EXERCISE DIRECTIONS: Among the lines below, count those with "styles". Give only the number.

SUPPLIED MATERIAL:
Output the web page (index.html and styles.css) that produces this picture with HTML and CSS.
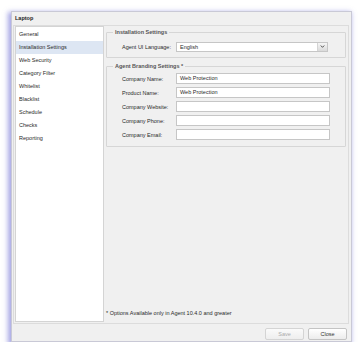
FILE: index.html
```html
<!DOCTYPE html>
<html>
<head>
<meta charset="utf-8">
<link rel="stylesheet" href="styles.css">
</head>
<body>
<div class="window">
  <div class="title">Laptop</div>
  <div class="body">
    <ul class="nav">
      <li>General</li>
      <li class="sel">Installation Settings</li>
      <li>Web Security</li>
      <li>Category Filter</li>
      <li>Whitelist</li>
      <li>Blacklist</li>
      <li>Schedule</li>
      <li>Checks</li>
      <li>Reporting</li>
    </ul>
    <div class="panel">
      <div class="group g1">
        <div class="legend">Installation Settings</div>
        <div class="row">
          <label>Agent UI Language:</label>
          <div class="select"><span>English</span><span class="arrow"><svg class="chev" viewBox="0 0 6 4"><path d="M0.7 0.7 L3 3.1 L5.3 0.7" fill="none" stroke="#444" stroke-width="1.2"/></svg></span></div>
        </div>
      </div>
      <div class="group g2">
        <div class="legend">Agent Branding Settings *</div>
        <div class="row"><label>Company Name:</label><div class="input">Web Protection</div></div>
        <div class="row"><label>Product Name:</label><div class="input">Web Protection</div></div>
        <div class="row"><label>Company Website:</label><div class="input"></div></div>
        <div class="row"><label>Company Phone:</label><div class="input"></div></div>
        <div class="row"><label>Company Email:</label><div class="input"></div></div>
      </div>
      <div class="note">* Options Available only in Agent 10.4.0 and greater</div>
    </div>
  </div>
  <div class="footer">
    <button class="btn disabled">Save</button>
    <button class="btn">Close</button>
  </div>
</div>
</body>
</html>
```
FILE: styles.css
```css
html, body {
  margin: 0;
  padding: 0;
  background: #ffffff;
}
body {
  padding: 11px 0 0 11px;
  font-family: "Liberation Sans", Arial, sans-serif;
  font-size: 5.5px;
  color: #2a2a2a;
}
* {
  box-sizing: border-box;
}
.window {
  width: 341px;
  height: 331px;
  background: #f0f0f0;
  border: 1px solid #c9c9d6;
  box-shadow: -2px 2px 5px 1px rgba(105, 105, 210, 0.6);
  display: flex;
  flex-direction: column;
}
.title {
  height: 13px;
  line-height: 13px;
  padding-left: 3px;
  font-weight: bold;
  color: #222;
}
.body {
  height: 299px;
  margin: 0 2px 0 1px;
  border: 1px solid #dcdcdc;
  display: flex;
  padding: 0 2px 1px 1px;
  gap: 2px;
}
.nav {
  list-style: none;
  margin: 0;
  padding: 1px 0 0 0;
  width: 89px;
  background: #fff;
  border: 1px solid #d4d4d4;
}
.nav li {
  height: 13px;
  line-height: 13px;
  padding-left: 3px;
}
.nav li.sel {
  background: #dde6f3;
}
.panel {
  flex: 1;
  display: flex;
  flex-direction: column;
}
.group {
  border: 1px solid #d6d6d6;
  border-radius: 1px;
  padding: 0 0 0 15px;
  width: 240px;
}
.legend {
  width: max-content;
  height: 7px;
  line-height: 7px;
  margin: -4px 0 0 -9px;
  padding: 0 2px;
  background: #f0f0f0;
  font-weight: bold;
  color: #555;
}
.g1 {
  margin-top: 6px;
  height: 26px;
}
.g2 {
  margin-top: 8px;
  height: 81px;
}
.row {
  display: flex;
  align-items: center;
  height: 11px;
  margin-top: 3px;
}
.g1 .row,
.g2 .row:first-of-type {
  margin-top: 5px;
}
.row label {
  width: 54px;
}
.select {
  width: 152px;
  height: 10px;
  background: #fff;
  border: 1px solid #c6c6c6;
  display: flex;
  align-items: center;
  justify-content: space-between;
  padding-left: 3px;
}
.select .arrow {
  width: 10px;
  height: 8px;
  background: linear-gradient(#f6f6f6, #dadada);
  border-left: 1px solid #d4d4d4;
  display: flex;
  align-items: center;
  justify-content: center;
}
.chev {
  width: 5px;
  height: 3px;
  display: block;
}
.input {
  width: 154px;
  height: 11px;
  line-height: 9px;
  background: #fff;
  border: 1px solid #c6c6c6;
  padding-left: 3px;
}
.note {
  margin-top: auto;
  margin-bottom: 5px;
  line-height: 7px;
}
.footer {
  height: 17px;
  display: flex;
  justify-content: flex-end;
  align-items: flex-start;
  gap: 4px;
  padding: 4px 4px 0 0;
}
.btn {
  width: 39px;
  height: 12px;
  font-family: "Liberation Sans", Arial, sans-serif;
  font-size: 5.5px;
  color: #333;
  background: linear-gradient(#ffffff, #ececec);
  border: 1px solid #c4c4c4;
  border-radius: 2px;
  padding: 0;
}
.btn.disabled {
  color: #aaa;
  border-color: #d4d4d4;
  background: linear-gradient(#fafafa, #eeeeee);
}
```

ANSWER FOR THE TASK: 3